··· Data shown ···
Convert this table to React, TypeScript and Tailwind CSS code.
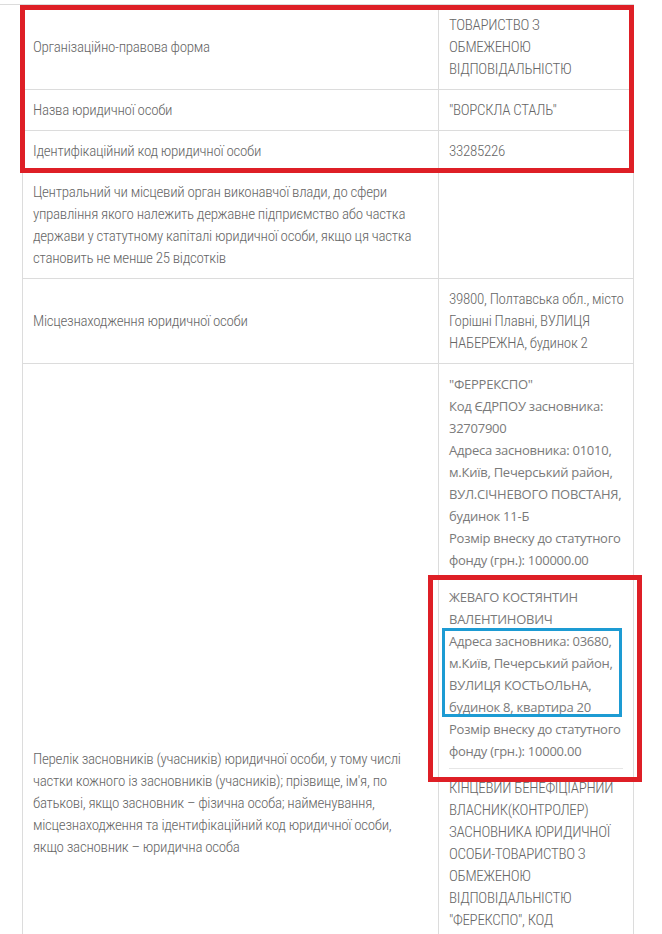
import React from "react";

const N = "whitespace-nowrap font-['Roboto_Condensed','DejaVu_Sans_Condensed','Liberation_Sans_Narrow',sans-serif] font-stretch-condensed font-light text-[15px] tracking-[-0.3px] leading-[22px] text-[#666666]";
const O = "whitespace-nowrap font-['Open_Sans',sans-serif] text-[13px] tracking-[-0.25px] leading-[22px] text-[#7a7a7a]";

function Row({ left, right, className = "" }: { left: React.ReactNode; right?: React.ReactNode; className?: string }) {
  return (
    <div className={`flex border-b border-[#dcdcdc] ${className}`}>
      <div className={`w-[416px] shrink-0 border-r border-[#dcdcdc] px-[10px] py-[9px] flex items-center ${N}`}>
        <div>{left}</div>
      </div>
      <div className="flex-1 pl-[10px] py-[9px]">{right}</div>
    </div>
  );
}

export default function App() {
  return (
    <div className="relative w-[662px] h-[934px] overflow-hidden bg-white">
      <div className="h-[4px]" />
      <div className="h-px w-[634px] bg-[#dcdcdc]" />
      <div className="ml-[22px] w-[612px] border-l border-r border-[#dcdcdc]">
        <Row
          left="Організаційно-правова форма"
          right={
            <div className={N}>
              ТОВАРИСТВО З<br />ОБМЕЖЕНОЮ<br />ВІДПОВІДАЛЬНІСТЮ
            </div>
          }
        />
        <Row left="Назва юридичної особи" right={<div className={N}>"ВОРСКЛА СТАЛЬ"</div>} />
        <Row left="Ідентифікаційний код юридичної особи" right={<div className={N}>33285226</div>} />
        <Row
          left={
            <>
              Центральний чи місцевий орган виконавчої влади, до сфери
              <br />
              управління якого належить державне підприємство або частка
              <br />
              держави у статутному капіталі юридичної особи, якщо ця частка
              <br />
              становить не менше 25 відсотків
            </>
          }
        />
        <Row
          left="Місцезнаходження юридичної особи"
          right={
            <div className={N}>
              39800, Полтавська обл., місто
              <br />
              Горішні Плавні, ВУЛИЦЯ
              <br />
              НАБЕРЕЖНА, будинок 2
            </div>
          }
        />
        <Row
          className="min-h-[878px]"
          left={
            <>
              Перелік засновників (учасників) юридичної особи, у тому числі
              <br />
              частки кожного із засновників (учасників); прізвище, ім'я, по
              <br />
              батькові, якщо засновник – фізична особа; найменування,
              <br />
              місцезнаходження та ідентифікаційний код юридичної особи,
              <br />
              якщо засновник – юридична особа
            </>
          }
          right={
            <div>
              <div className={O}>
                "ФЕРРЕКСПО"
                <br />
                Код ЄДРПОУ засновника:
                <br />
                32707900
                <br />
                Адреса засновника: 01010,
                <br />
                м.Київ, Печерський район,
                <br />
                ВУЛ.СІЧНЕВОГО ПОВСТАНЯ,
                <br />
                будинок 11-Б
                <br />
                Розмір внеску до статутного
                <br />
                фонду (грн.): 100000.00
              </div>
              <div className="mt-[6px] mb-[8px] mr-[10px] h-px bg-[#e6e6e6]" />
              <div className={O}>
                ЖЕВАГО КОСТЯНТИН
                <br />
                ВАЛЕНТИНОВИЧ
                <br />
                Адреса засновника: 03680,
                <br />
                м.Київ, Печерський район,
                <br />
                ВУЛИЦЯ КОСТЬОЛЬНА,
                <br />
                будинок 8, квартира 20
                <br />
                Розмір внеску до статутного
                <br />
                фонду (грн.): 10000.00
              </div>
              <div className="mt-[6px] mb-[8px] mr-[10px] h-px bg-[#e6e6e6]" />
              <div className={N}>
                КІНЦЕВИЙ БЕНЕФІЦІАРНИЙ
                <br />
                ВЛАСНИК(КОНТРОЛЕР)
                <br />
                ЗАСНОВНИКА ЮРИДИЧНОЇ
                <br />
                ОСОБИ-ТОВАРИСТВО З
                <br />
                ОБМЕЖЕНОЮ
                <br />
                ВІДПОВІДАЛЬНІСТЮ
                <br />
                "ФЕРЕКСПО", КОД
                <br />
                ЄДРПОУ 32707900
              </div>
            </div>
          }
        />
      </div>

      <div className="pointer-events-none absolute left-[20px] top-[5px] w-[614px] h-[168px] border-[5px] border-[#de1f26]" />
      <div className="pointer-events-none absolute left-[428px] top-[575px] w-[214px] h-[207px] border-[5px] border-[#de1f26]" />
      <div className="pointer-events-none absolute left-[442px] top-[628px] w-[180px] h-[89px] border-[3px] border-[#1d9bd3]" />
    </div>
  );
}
···
# What this task involves:
Return exactly what appears from the opening line of the material through the line with "import React from", apart from the pictures.

# Answer to this task:
Convert this table to React, TypeScript and Tailwind CSS code.
import React from "react";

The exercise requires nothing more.